Every bishop, he stressed, was called and ordained to accept responsibility for the evangelization of the whole world, and not just of his own diocese – and so he went to the First Vatican Council seeking to convince the bishops of this. His Institute was not to be composed only of priests, but also of laymen totally dedicated to mission – the “Brothers” who have made such a rich contribution to these 150 years, and without whom this Institute would not be Comboni’s. Within the same dynamic, Daniel Comboni involved women in mission from the start and went on to found the Institute of his Sisters – the two Institutes are two lungs of the same body, and the whole can only breathe and live well when this truth is lived in the daily practice of Comboni’s mission. The Founder reached out to laypeople, again both men and women, to other missionary Institutes and groups, to communities of contemplative Sisters: before being theory, this was for him the reality of mission, a reality that continues to challenge and provoke.
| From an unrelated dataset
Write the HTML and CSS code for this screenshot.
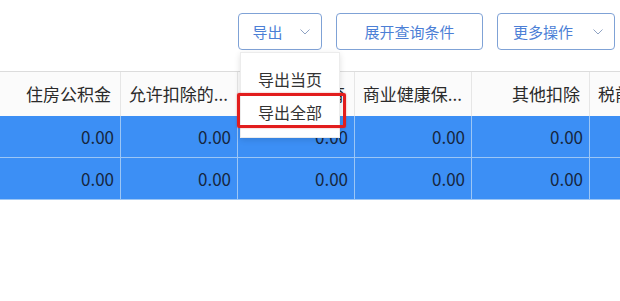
FILE: index.html
```html
<!DOCTYPE html>
<html lang="zh-CN">
<head>
<meta charset="utf-8">
<link rel="stylesheet" href="styles.css">
</head>
<body>
<div class="page">
  <div class="toolbar">
    <div class="btn btn-export">导出<svg class="chev" viewBox="0 0 10 6"><path d="M0.5 0.5 L5 5 L9.5 0.5" fill="none" stroke="#8fa3c4" stroke-width="1"/></svg></div>
    <div class="btn btn-query">展开查询条件</div>
    <div class="btn btn-more">更多操作<svg class="chev" viewBox="0 0 10 6"><path d="M0.5 0.5 L5 5 L9.5 0.5" fill="none" stroke="#8fa3c4" stroke-width="1"/></svg></div>
  </div>
  <div class="table">
    <div class="row head">
      <div class="cell">住房公积金</div>
      <div class="cell">允许扣除的...</div>
      <div class="cell">继续教育</div>
      <div class="cell">商业健康保...</div>
      <div class="cell">其他扣除</div>
      <div class="cell left">税前扣除</div>
    </div>
    <div class="row data">
      <div class="cell">0.00</div>
      <div class="cell">0.00</div>
      <div class="cell">0.00</div>
      <div class="cell">0.00</div>
      <div class="cell">0.00</div>
      <div class="cell"></div>
    </div>
    <div class="row data">
      <div class="cell">0.00</div>
      <div class="cell">0.00</div>
      <div class="cell">0.00</div>
      <div class="cell">0.00</div>
      <div class="cell">0.00</div>
      <div class="cell"></div>
    </div>
  </div>
  <div class="menu">
    <div class="menu-item">导出当页</div>
    <div class="menu-item">导出全部</div>
  </div>
  <div class="highlight"></div>
</div>
</body>
</html>
```
FILE: styles.css
```css
* { box-sizing: border-box; }
html, body { margin: 0; padding: 0; background: #fff; }
body {
  font-family: "Noto Sans CJK SC", "Microsoft YaHei", sans-serif;
  width: 620px;
  height: 301px;
  overflow: hidden;
}
.page { position: relative; width: 620px; height: 301px; }
.toolbar {
  height: 71px;
  display: flex;
  justify-content: flex-end;
  align-items: flex-start;
  gap: 14px;
  padding: 13px 5px 0 0;
}
.btn {
  height: 37px;
  border: 1px solid #7fa2d6;
  border-radius: 4px;
  color: #4c7fd6;
  font-size: 15px;
  display: flex;
  align-items: center;
  justify-content: center;
  background: #fff;
}
.btn-export { width: 84px; padding-left: 2px; gap: 17px; }
.btn-query { width: 147px; }
.btn-more { width: 118px; padding-left: 4px; gap: 20px; }
.chev { width: 10px; height: 6px; }
.table {
  border-top: 1px solid #dcdcdc;
}
.row {
  display: grid;
  grid-template-columns: 121px 117px 117px 117px 118px 40px;
}
.cell {
  text-align: right;
  padding: 0 8px 0 0;
  white-space: nowrap;
  overflow: hidden;
  border-right: 1px solid #e6e6e6;
}
.cell.left { text-align: left; padding: 0 0 0 8px; }
.head { height: 44px; background: #fbfbfb; }
.head .cell {
  line-height: 44px;
  font-size: 17px;
  color: #2a2a2a;
  padding-right: 9px;
}
.data {
  height: 42px;
  background: #3c8ff5;
  border-bottom: 1px solid #9cc6f5;
}
.data .cell {
  line-height: 41px;
  font-size: 17px;
  color: #16263e;
  border-right-color: #9cc6f5;
  padding-right: 6px;
}
.menu {
  position: absolute;
  left: 240px;
  top: 52px;
  width: 100px;
  padding: 10px 0 8px;
  background: #fff;
  border: 1px solid #ececec;
  box-shadow: 0 2px 6px rgba(0,0,0,0.12);
}
.menu-item {
  height: 33px;
  line-height: 33px;
  text-align: center;
  font-size: 16px;
  color: #333;
}
.highlight {
  position: absolute;
  left: 237px;
  top: 93px;
  width: 109px;
  height: 35px;
  border: 3px solid #e21d1d;
  border-radius: 2px;
  box-shadow: 0 0 2px rgba(200,0,0,0.4);
}
```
In the same direction, a particularly beautiful and evocative aspect of St Daniel Comboni’s foundation of our Institute are the relationships, the friendships, he lived with so many of the outstanding missionary figures of his time: with St John Bosco, with St Arnold Jansen, founder of the Divine Word Missionaries, with Fr Jules Chevalier, founder of the Sacred Heart Missionaries, and so on. Here, too, to celebrate these 150 years challenges us and points us forward towards the future.

Thank you, and yes
As Pope Francis says towards the beginning of his Evangelii Gaudium, the joy of the evangelizer always shines against the backdrop of grateful memory. It is this joy, and this kind of memory, that fills me and enthuses me even more today than when I first “met” Daniel Comboni, the Founder, so many years ago. Put simply, I am glad that this holy missionary did what he did.